If you disagree with a complaint or online review that is blatantly false, it is worthwhile to share your point of view and ask for feedback for how communication can be improved in the future. If it important to stand up for your company’s reputation if a complaint’s aim is to solely disparage your company.

4. Take action.

Once you fully understand the issue and how the client expects it to be resolved, take ownership of the problem or calmly, respectfully, and professionally disagree. You answers will vary depending on the situation, but there is never any reason for aggression and blame. Instead, make amends and explain to the customer the company’s professional point of view and how you plan to resolve their complaint. To do this, it’s important to know what you can and cannot do based on your company’s standards. Don’t make false promises just to make an irate customer temporarily happy. But do work your hardest to solve the problem quickly and effectively.

5. Follow up.

To make sure the problem is fully resolved, contact the customer personally a few days later to check in. Be aware that they may ask for a refund and be ready to respond appropriately according to your company’s policy and the situation at hand.

6. The aftermath.

Even complaints made in anger can contain insight that can help you improve your business and processes. Don’t write off a customer because they’re upset or don’t understand your processes. Their problems may shed light on a larger issue that you might not see otherwise.

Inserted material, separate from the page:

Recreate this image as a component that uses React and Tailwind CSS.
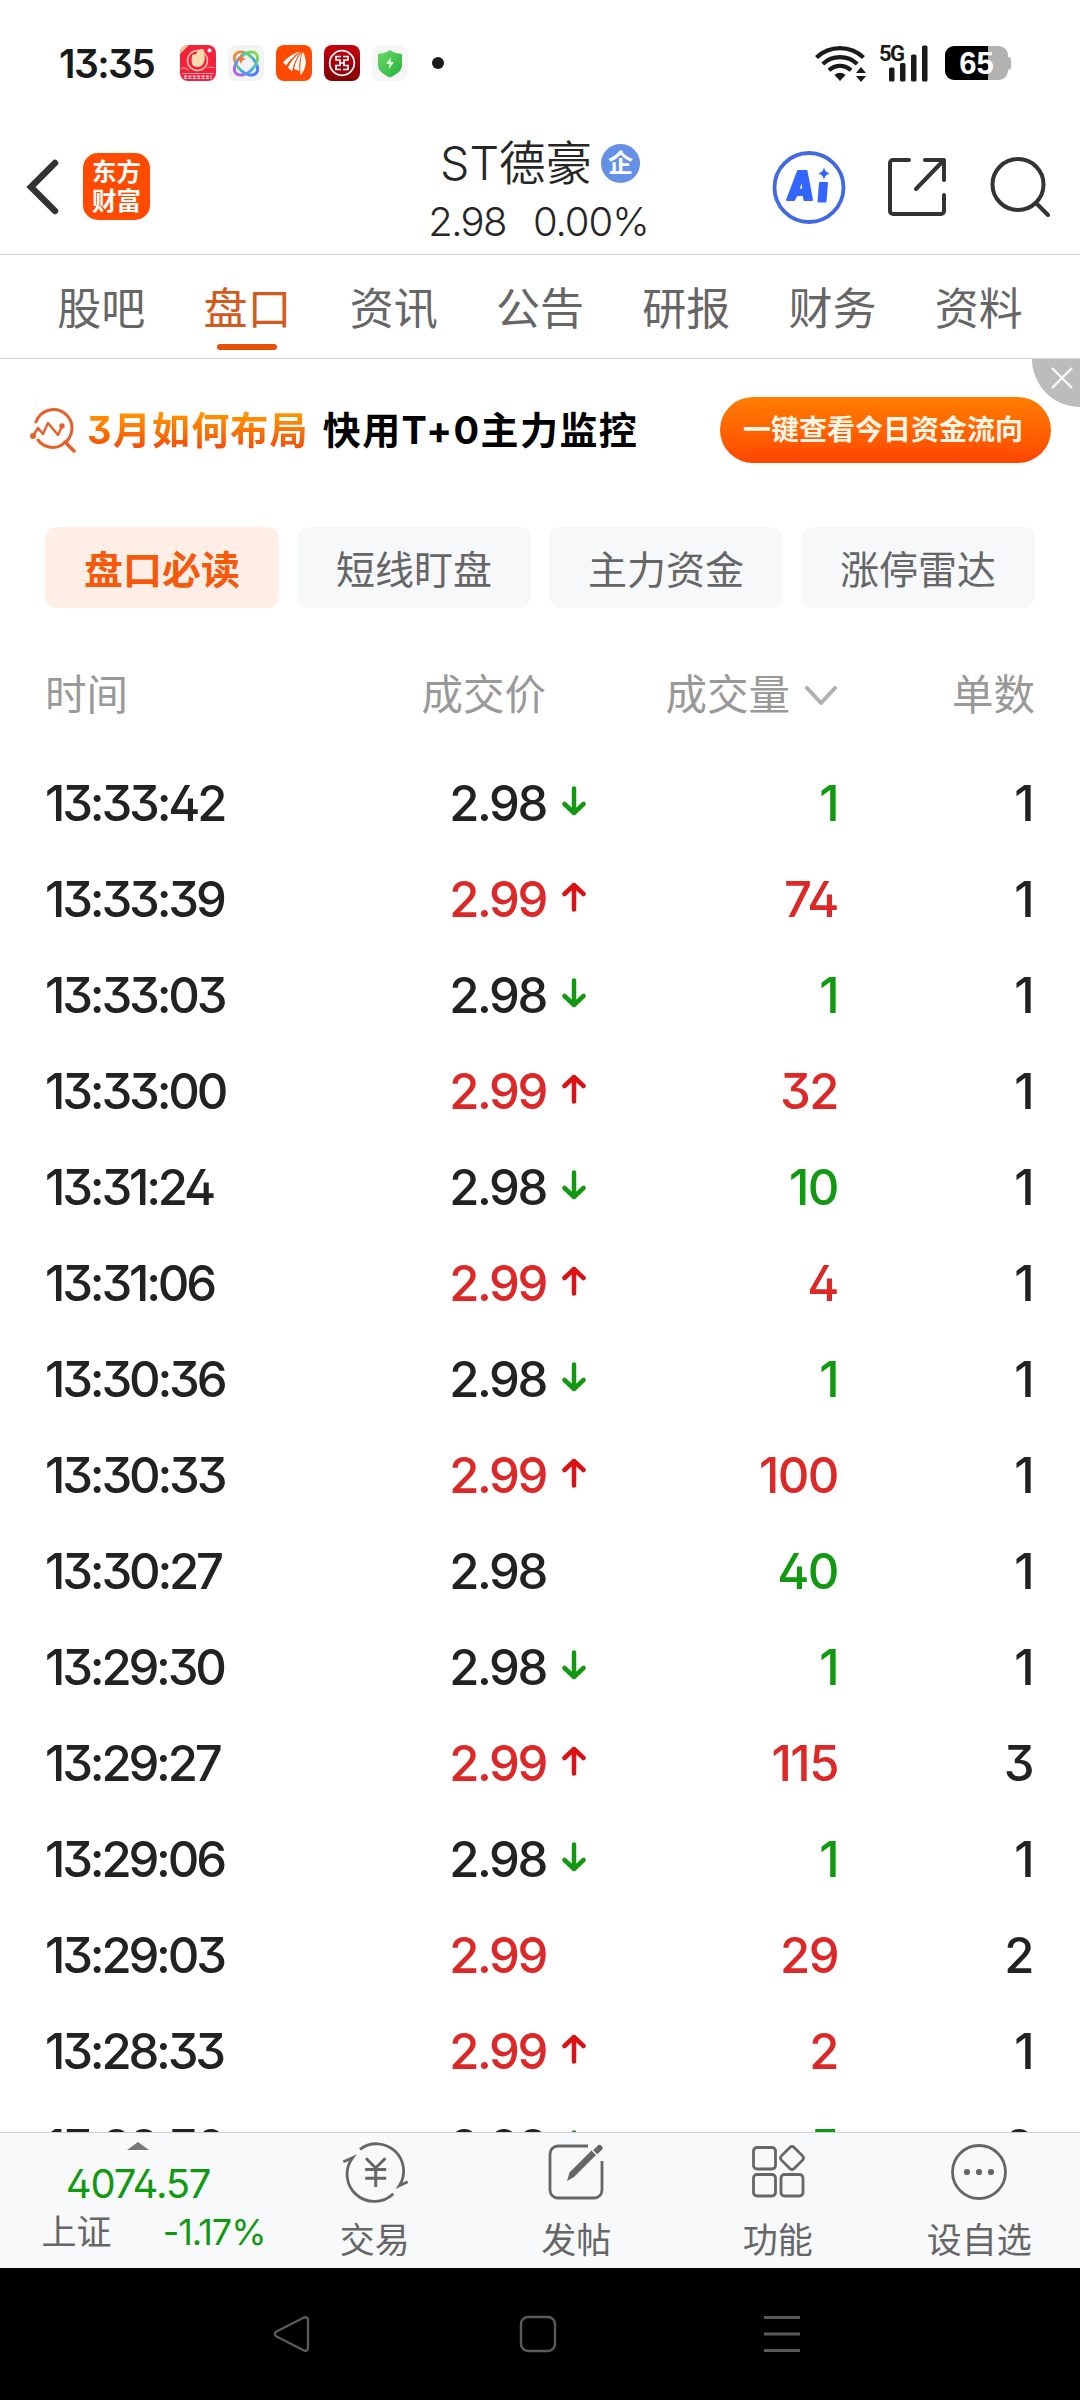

Feedback can also be organized in a way that identifies trends or common complaints.

No matter the company, it’s good to have a plan in place for when you inevitably receive customer complaints. This way you’re prepared and don’t react in haste. But, in the end, you also shouldn’t dwell too much on complaints. While they can give you insights on ways to improve your business, they can also bruise your ego and interrupt your ability to accomplish future serves. Learn what you can from negative feedback and move on to running your business in a way that makes you and your customers proud.